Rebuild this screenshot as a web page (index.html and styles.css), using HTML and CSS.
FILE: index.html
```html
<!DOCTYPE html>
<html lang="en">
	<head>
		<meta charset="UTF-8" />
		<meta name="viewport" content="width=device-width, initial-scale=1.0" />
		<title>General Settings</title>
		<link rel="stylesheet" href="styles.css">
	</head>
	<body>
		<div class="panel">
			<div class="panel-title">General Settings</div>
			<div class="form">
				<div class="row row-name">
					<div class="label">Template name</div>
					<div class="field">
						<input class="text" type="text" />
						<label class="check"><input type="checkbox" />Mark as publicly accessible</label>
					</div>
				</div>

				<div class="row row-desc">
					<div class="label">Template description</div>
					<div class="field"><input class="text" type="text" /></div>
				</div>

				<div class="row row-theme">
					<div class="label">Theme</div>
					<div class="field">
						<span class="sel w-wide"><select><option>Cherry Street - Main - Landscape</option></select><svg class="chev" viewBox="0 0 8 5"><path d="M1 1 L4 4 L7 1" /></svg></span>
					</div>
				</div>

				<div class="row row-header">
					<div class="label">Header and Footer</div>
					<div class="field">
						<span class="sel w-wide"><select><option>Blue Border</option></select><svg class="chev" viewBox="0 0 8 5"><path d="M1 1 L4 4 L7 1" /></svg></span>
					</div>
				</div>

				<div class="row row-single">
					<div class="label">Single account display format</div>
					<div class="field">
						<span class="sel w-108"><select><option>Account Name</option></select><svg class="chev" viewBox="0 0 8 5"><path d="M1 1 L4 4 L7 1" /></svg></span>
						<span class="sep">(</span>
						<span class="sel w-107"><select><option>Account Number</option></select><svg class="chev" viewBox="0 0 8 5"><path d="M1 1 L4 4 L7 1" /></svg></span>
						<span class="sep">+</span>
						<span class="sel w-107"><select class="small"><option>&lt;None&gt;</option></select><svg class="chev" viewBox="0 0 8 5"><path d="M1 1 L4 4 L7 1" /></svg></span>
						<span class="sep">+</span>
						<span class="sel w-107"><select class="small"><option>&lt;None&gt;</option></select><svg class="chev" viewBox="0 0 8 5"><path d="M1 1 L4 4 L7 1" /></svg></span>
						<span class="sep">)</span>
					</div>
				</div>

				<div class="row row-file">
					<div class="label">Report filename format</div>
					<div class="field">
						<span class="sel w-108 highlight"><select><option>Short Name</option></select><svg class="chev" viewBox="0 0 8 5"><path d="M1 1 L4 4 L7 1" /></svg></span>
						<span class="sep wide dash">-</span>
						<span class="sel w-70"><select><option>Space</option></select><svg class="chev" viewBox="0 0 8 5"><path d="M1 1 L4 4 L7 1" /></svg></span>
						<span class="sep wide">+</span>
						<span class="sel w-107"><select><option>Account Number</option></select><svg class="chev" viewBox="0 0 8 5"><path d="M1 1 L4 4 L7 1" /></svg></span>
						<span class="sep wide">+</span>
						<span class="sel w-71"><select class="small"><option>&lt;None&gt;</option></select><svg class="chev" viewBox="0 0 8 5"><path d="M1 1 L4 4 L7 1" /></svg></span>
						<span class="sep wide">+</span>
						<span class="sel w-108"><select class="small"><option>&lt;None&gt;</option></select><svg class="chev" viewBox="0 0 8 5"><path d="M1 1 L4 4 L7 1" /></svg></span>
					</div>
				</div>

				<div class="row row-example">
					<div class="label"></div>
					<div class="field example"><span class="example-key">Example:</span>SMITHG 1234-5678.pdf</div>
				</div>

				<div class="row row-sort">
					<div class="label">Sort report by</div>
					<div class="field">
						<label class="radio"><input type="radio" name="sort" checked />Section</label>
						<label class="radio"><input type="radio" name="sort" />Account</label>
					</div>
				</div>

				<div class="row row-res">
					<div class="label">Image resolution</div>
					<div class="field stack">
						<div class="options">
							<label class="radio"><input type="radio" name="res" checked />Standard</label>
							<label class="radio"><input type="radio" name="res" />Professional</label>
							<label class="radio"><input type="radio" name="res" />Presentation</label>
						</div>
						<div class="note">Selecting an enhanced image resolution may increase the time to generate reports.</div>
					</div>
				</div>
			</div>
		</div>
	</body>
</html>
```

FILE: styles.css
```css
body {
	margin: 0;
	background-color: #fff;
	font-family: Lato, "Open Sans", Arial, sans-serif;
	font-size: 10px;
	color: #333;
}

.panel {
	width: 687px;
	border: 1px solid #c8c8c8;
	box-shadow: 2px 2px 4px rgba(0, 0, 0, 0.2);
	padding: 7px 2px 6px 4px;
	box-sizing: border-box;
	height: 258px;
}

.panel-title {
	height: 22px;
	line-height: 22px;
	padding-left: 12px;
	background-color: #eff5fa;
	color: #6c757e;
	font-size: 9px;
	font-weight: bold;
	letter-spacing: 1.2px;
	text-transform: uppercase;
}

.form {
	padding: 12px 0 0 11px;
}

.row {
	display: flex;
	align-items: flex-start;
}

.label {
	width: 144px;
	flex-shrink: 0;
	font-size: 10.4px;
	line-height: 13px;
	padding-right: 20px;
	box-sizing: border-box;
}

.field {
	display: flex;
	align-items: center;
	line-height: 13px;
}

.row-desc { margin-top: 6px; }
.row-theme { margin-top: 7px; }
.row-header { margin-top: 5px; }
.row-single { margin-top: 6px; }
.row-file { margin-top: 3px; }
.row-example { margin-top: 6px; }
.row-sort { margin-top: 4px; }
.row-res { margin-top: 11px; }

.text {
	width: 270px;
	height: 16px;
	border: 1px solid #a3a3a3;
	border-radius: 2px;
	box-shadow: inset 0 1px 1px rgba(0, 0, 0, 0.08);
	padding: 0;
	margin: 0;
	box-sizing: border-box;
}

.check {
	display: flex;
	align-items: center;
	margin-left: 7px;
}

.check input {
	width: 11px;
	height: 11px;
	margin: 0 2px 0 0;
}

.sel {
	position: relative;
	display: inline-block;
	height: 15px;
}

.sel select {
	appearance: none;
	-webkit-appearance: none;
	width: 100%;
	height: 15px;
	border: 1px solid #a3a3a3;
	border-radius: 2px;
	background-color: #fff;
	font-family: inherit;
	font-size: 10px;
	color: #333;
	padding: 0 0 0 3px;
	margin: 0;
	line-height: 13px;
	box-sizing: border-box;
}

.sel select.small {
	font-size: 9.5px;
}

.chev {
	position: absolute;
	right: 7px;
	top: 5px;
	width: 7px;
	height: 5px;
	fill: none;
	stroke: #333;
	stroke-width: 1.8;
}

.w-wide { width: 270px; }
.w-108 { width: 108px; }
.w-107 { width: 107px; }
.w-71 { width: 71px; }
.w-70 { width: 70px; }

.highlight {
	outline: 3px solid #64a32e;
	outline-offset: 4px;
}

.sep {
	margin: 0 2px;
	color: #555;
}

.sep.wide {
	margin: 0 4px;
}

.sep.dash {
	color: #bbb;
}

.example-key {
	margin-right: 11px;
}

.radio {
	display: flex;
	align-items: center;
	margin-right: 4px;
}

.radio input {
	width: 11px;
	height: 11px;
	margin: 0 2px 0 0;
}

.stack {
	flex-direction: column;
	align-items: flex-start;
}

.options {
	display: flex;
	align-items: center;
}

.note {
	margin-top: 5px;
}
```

> _Task goal_
Please quote the data above in full, with no line missing.

> _The answer_
Rebuild this screenshot as a web page (index.html and styles.css), using HTML and CSS.
FILE: index.html
```html
<!DOCTYPE html>
<html lang="en">
	<head>
		<meta charset="UTF-8" />
		<meta name="viewport" content="width=device-width, initial-scale=1.0" />
		<title>General Settings</title>
		<link rel="stylesheet" href="styles.css">
	</head>
	<body>
		<div class="panel">
			<div class="panel-title">General Settings</div>
			<div class="form">
				<div class="row row-name">
					<div class="label">Template name</div>
					<div class="field">
						<input class="text" type="text" />
						<label class="check"><input type="checkbox" />Mark as publicly accessible</label>
					</div>
				</div>

				<div class="row row-desc">
					<div class="label">Template description</div>
					<div class="field"><input class="text" type="text" /></div>
				</div>

				<div class="row row-theme">
					<div class="label">Theme</div>
					<div class="field">
						<span class="sel w-wide"><select><option>Cherry Street - Main - Landscape</option></select><svg class="chev" viewBox="0 0 8 5"><path d="M1 1 L4 4 L7 1" /></svg></span>
					</div>
				</div>

				<div class="row row-header">
					<div class="label">Header and Footer</div>
					<div class="field">
						<span class="sel w-wide"><select><option>Blue Border</option></select><svg class="chev" viewBox="0 0 8 5"><path d="M1 1 L4 4 L7 1" /></svg></span>
					</div>
				</div>

				<div class="row row-single">
					<div class="label">Single account display format</div>
					<div class="field">
						<span class="sel w-108"><select><option>Account Name</option></select><svg class="chev" viewBox="0 0 8 5"><path d="M1 1 L4 4 L7 1" /></svg></span>
						<span class="sep">(</span>
						<span class="sel w-107"><select><option>Account Number</option></select><svg class="chev" viewBox="0 0 8 5"><path d="M1 1 L4 4 L7 1" /></svg></span>
						<span class="sep">+</span>
						<span class="sel w-107"><select class="small"><option>&lt;None&gt;</option></select><svg class="chev" viewBox="0 0 8 5"><path d="M1 1 L4 4 L7 1" /></svg></span>
						<span class="sep">+</span>
						<span class="sel w-107"><select class="small"><option>&lt;None&gt;</option></select><svg class="chev" viewBox="0 0 8 5"><path d="M1 1 L4 4 L7 1" /></svg></span>
						<span class="sep">)</span>
					</div>
				</div>

				<div class="row row-file">
					<div class="label">Report filename format</div>
					<div class="field">
						<span class="sel w-108 highlight"><select><option>Short Name</option></select><svg class="chev" viewBox="0 0 8 5"><path d="M1 1 L4 4 L7 1" /></svg></span>
						<span class="sep wide dash">-</span>
						<span class="sel w-70"><select><option>Space</option></select><svg class="chev" viewBox="0 0 8 5"><path d="M1 1 L4 4 L7 1" /></svg></span>
						<span class="sep wide">+</span>
						<span class="sel w-107"><select><option>Account Number</option></select><svg class="chev" viewBox="0 0 8 5"><path d="M1 1 L4 4 L7 1" /></svg></span>
						<span class="sep wide">+</span>
						<span class="sel w-71"><select class="small"><option>&lt;None&gt;</option></select><svg class="chev" viewBox="0 0 8 5"><path d="M1 1 L4 4 L7 1" /></svg></span>
						<span class="sep wide">+</span>
						<span class="sel w-108"><select class="small"><option>&lt;None&gt;</option></select><svg class="chev" viewBox="0 0 8 5"><path d="M1 1 L4 4 L7 1" /></svg></span>
					</div>
				</div>

				<div class="row row-example">
					<div class="label"></div>
					<div class="field example"><span class="example-key">Example:</span>SMITHG 1234-5678.pdf</div>
				</div>

				<div class="row row-sort">
					<div class="label">Sort report by</div>
					<div class="field">
						<label class="radio"><input type="radio" name="sort" checked />Section</label>
						<label class="radio"><input type="radio" name="sort" />Account</label>
					</div>
				</div>

				<div class="row row-res">
					<div class="label">Image resolution</div>
					<div class="field stack">
						<div class="options">
							<label class="radio"><input type="radio" name="res" checked />Standard</label>
							<label class="radio"><input type="radio" name="res" />Professional</label>
							<label class="radio"><input type="radio" name="res" />Presentation</label>
						</div>
						<div class="note">Selecting an enhanced image resolution may increase the time to generate reports.</div>
					</div>
				</div>
			</div>
		</div>
	</body>
</html>
```

FILE: styles.css
```css
body {
	margin: 0;
	background-color: #fff;
	font-family: Lato, "Open Sans", Arial, sans-serif;
	font-size: 10px;
	color: #333;
}

.panel {
	width: 687px;
	border: 1px solid #c8c8c8;
	box-shadow: 2px 2px 4px rgba(0, 0, 0, 0.2);
	padding: 7px 2px 6px 4px;
	box-sizing: border-box;
	height: 258px;
}

.panel-title {
	height: 22px;
	line-height: 22px;
	padding-left: 12px;
	background-color: #eff5fa;
	color: #6c757e;
	font-size: 9px;
	font-weight: bold;
	letter-spacing: 1.2px;
	text-transform: uppercase;
}

.form {
	padding: 12px 0 0 11px;
}

.row {
	display: flex;
	align-items: flex-start;
}

.label {
	width: 144px;
	flex-shrink: 0;
	font-size: 10.4px;
	line-height: 13px;
	padding-right: 20px;
	box-sizing: border-box;
}

.field {
	display: flex;
	align-items: center;
	line-height: 13px;
}

.row-desc { margin-top: 6px; }
.row-theme { margin-top: 7px; }
.row-header { margin-top: 5px; }
.row-single { margin-top: 6px; }
.row-file { margin-top: 3px; }
.row-example { margin-top: 6px; }
.row-sort { margin-top: 4px; }
.row-res { margin-top: 11px; }

.text {
	width: 270px;
	height: 16px;
	border: 1px solid #a3a3a3;
	border-radius: 2px;
	box-shadow: inset 0 1px 1px rgba(0, 0, 0, 0.08);
	padding: 0;
	margin: 0;
	box-sizing: border-box;
}

.check {
	display: flex;
	align-items: center;
	margin-left: 7px;
}

.check input {
	width: 11px;
	height: 11px;
	margin: 0 2px 0 0;
}

.sel {
	position: relative;
	display: inline-block;
	height: 15px;
}

.sel select {
	appearance: none;
	-webkit-appearance: none;
	width: 100%;
	height: 15px;
	border: 1px solid #a3a3a3;
	border-radius: 2px;
	background-color: #fff;
	font-family: inherit;
	font-size: 10px;
	color: #333;
	padding: 0 0 0 3px;
	margin: 0;
	line-height: 13px;
	box-sizing: border-box;
}

.sel select.small {
	font-size: 9.5px;
}

.chev {
	position: absolute;
	right: 7px;
	top: 5px;
	width: 7px;
	height: 5px;
	fill: none;
	stroke: #333;
	stroke-width: 1.8;
}

.w-wide { width: 270px; }
.w-108 { width: 108px; }
.w-107 { width: 107px; }
.w-71 { width: 71px; }
.w-70 { width: 70px; }

.highlight {
	outline: 3px solid #64a32e;
	outline-offset: 4px;
}

.sep {
	margin: 0 2px;
	color: #555;
}

.sep.wide {
	margin: 0 4px;
}

.sep.dash {
	color: #bbb;
}

.example-key {
	margin-right: 11px;
}

.radio {
	display: flex;
	align-items: center;
	margin-right: 4px;
}

.radio input {
	width: 11px;
	height: 11px;
	margin: 0 2px 0 0;
}

.stack {
	flex-direction: column;
	align-items: flex-start;
}

.options {
	display: flex;
	align-items: center;
}

.note {
	margin-top: 5px;
}
```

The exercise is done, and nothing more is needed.